Workforce IAM tools can sometimes support early customer identity use cases, especially for small external user populations. However, as scale, federation, privacy obligations, and audit requirements grow, workforce IAM assumptions often break down, leading to fragmented identity data, inconsistent access journeys, and governance gaps.
Why does CIAM require different governance than workforce identity?
CIAM governance must handle external ownership, long-lived identities, consent enforcement, delegated authority, and jurisdictional privacy requirements. Regulated organizations also need to provide audit evidence of policy enforcement over time, which is not typically required in the same way for workforce identities.
Why do CIAM programs fail in regulated industries?
CIAM programs often fail when organizations treat CIAM as a login layer rather than a governed identity system. Failures usually appear later as audit findings, consent enforcement gaps, inconsistent policy application across applications, and inability to demonstrate accountability during compliance reviews.
What are common CIAM risks that workforce IAM does not address well?
CIAM must address credential stuffing, bots, fraud, impersonation, and account takeover at internet scale.

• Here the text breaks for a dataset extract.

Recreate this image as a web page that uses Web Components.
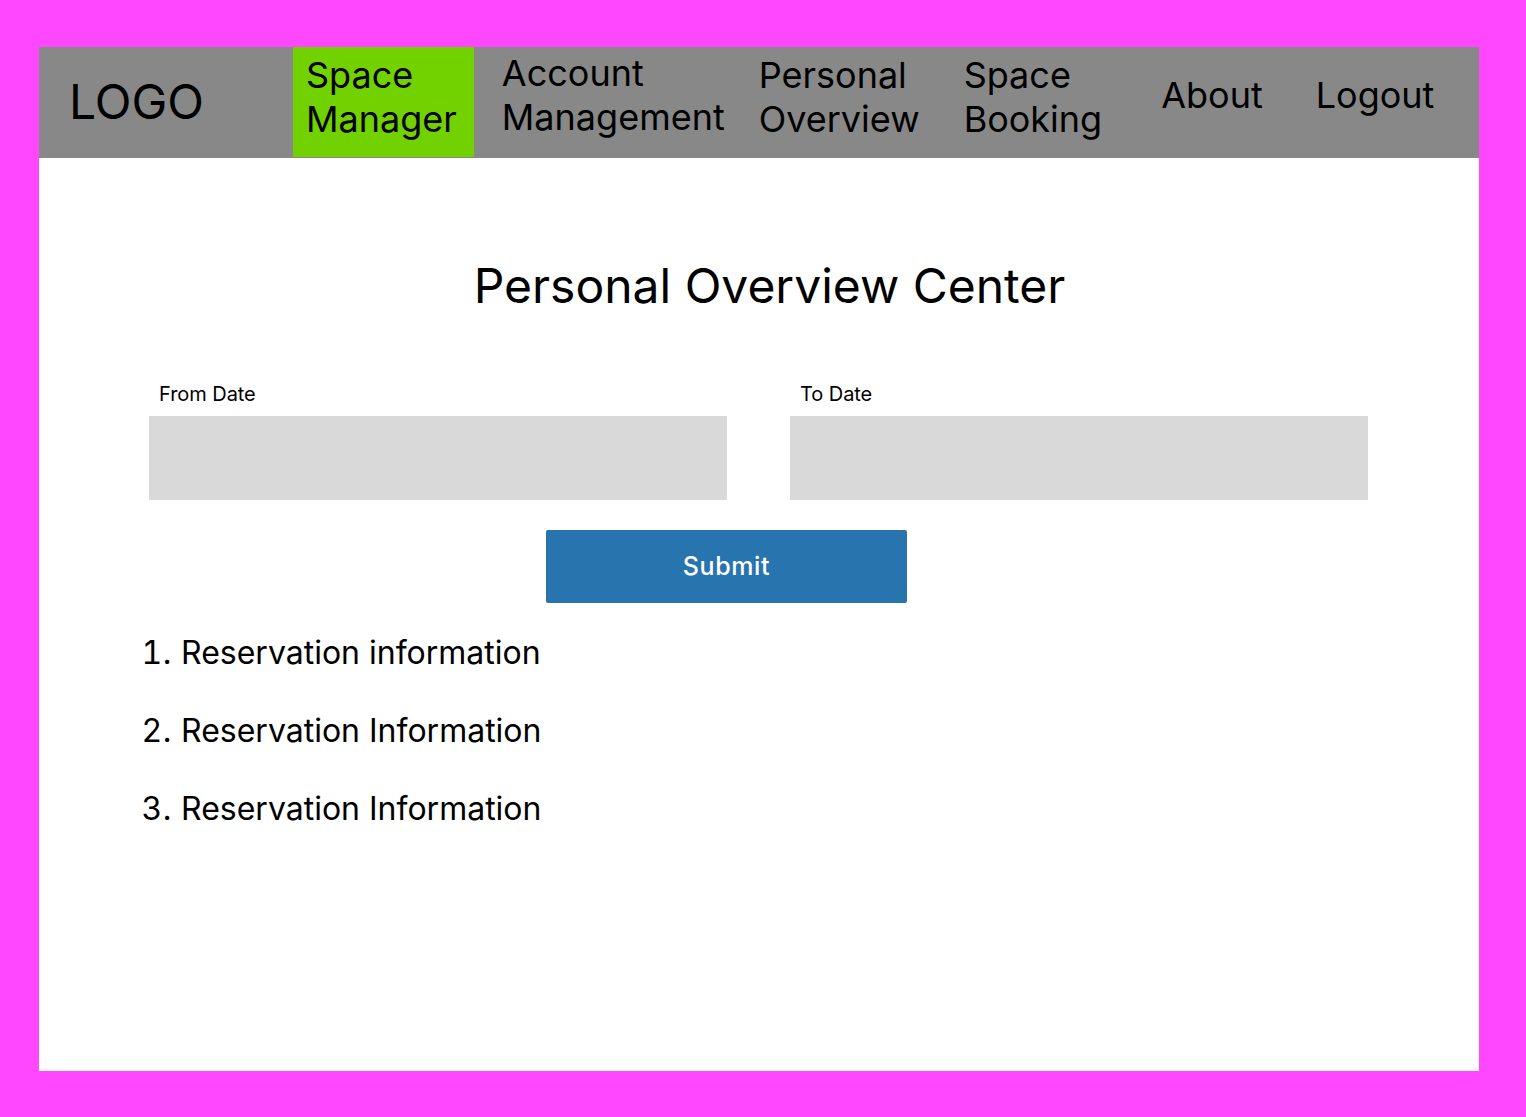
<!DOCTYPE html>
<html>
<head>
<meta charset="utf-8">
<style>
  html, body { margin: 0; height: 100%; }
  body { background: #ff47ff; font-family: Inter, sans-serif; color: #000; }
</style>
</head>
<body>
<app-frame>
  <top-nav>
    <nav-item active style="--lift: 10px">Space<br>Manager</nav-item>
    <nav-item style="--gap: 28px; --lift: 14px">Account<br>Management</nav-item>
    <nav-item style="--gap: 34px; --lift: 10px">Personal<br>Overview</nav-item>
    <nav-item style="--gap: 44px; --lift: 10px">Space<br>Booking</nav-item>
    <nav-item style="--gap: 59px; --lift: 14px">About</nav-item>
    <nav-item style="--gap: 53px; --lift: 14px">Logout</nav-item>
  </top-nav>
  <overview-page></overview-page>
</app-frame>

<script>
class AppFrame extends HTMLElement {
  constructor() {
    super();
    this.attachShadow({ mode: 'open' });
    this.shadowRoot.innerHTML = `
      <style>
        :host { display: block; box-sizing: border-box; width: 1526px; height: 1117px; padding: 47px 47px 46px 39px; }
        .sheet { background: #fff; height: 100%; display: flex; flex-direction: column; }
      </style>
      <div class="sheet"><slot></slot></div>
    `;
  }
}

class TopNav extends HTMLElement {
  constructor() {
    super();
    this.attachShadow({ mode: 'open' });
    this.shadowRoot.innerHTML = `
      <style>
        :host { display: flex; height: 111px; background: #888; flex: none; }
        .logo { width: 254px; box-sizing: border-box; padding-left: 30px; font-size: 48px; line-height: 110px; }
        .items { display: flex; flex: 1; }
      </style>
      <div class="logo">LOGO</div>
      <div class="items"><slot></slot></div>
    `;
  }
}

class NavItem extends HTMLElement {
  constructor() {
    super();
    this.attachShadow({ mode: 'open' });
    this.shadowRoot.innerHTML = `
      <style>
        :host { display: flex; align-items: center; box-sizing: border-box; height: 110px; font-size: 36px; line-height: 44px; margin-left: var(--gap, 0); padding-bottom: var(--lift, 0); }
        :host([active]) { background: #72d200; padding-left: 13px; padding-right: 17px; }
      </style>
      <div><slot></slot></div>
    `;
  }
}

class OverviewPage extends HTMLElement {
  constructor() {
    super();
    this.attachShadow({ mode: 'open' });
    this.shadowRoot.innerHTML = `
      <style>
        :host { display: block; padding: 98px 111px 0 110px; }
        h1 { margin: 0 0 66px; padding-left: 22px; font-weight: 400; font-size: 48px; line-height: 60px; text-align: center; }
        .dates { display: flex; gap: 63px; }
        .submit { display: block; margin: 30px 0 0 397px; padding: 0 0 2px; width: 361px; height: 73px; border: 0; border-radius: 2px; background: #2874ae; color: #fff; font: 500 25px Inter, sans-serif; letter-spacing: 0.6px; }
        ol { margin: 30px 0 0; padding: 0 0 0 32px; font-size: 32px; line-height: 40px; }
        li { margin-bottom: 38px; }
        li::marker { letter-spacing: 0.5px; }
      </style>
      <h1>Personal Overview Center</h1>
      <div class="dates">
        <date-field label="From Date"></date-field>
        <date-field label="To Date"></date-field>
      </div>
      <button class="submit">Submit</button>
      <ol>
        <li>Reservation information</li>
        <li>Reservation Information</li>
        <li>Reservation Information</li>
      </ol>
    `;
  }
}

class DateField extends HTMLElement {
  constructor() {
    super();
    this.attachShadow({ mode: 'open' });
    this.shadowRoot.innerHTML = `
      <style>
        :host { display: block; width: 578px; }
        label { display: block; padding-left: 10px; font-size: 20px; letter-spacing: -0.06px; line-height: 24px; margin-bottom: 10px; }
        .box { height: 84px; background: #d9d9d9; }
      </style>
      <label>${this.getAttribute('label') || ''}</label>
      <div class="box"></div>
    `;
  }
}

customElements.define('app-frame', AppFrame);
customElements.define('top-nav', TopNav);
customElements.define('nav-item', NavItem);
customElements.define('overview-page', OverviewPage);
customElements.define('date-field', DateField);
</script>
</body>
</html>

These risks require adaptive controls and risk-based decisioning that preserve usability while remaining explainable and defensible.
How should organizations approach CIAM and workforce identity together?
Organizations should treat CIAM and workforce identity as separate but coordinated disciplines. Workforce identity secures internal operations; CIAM secures external relationships. Both should align on standards, policy principles, and governance intent, while using architectures optimized for their identity populations.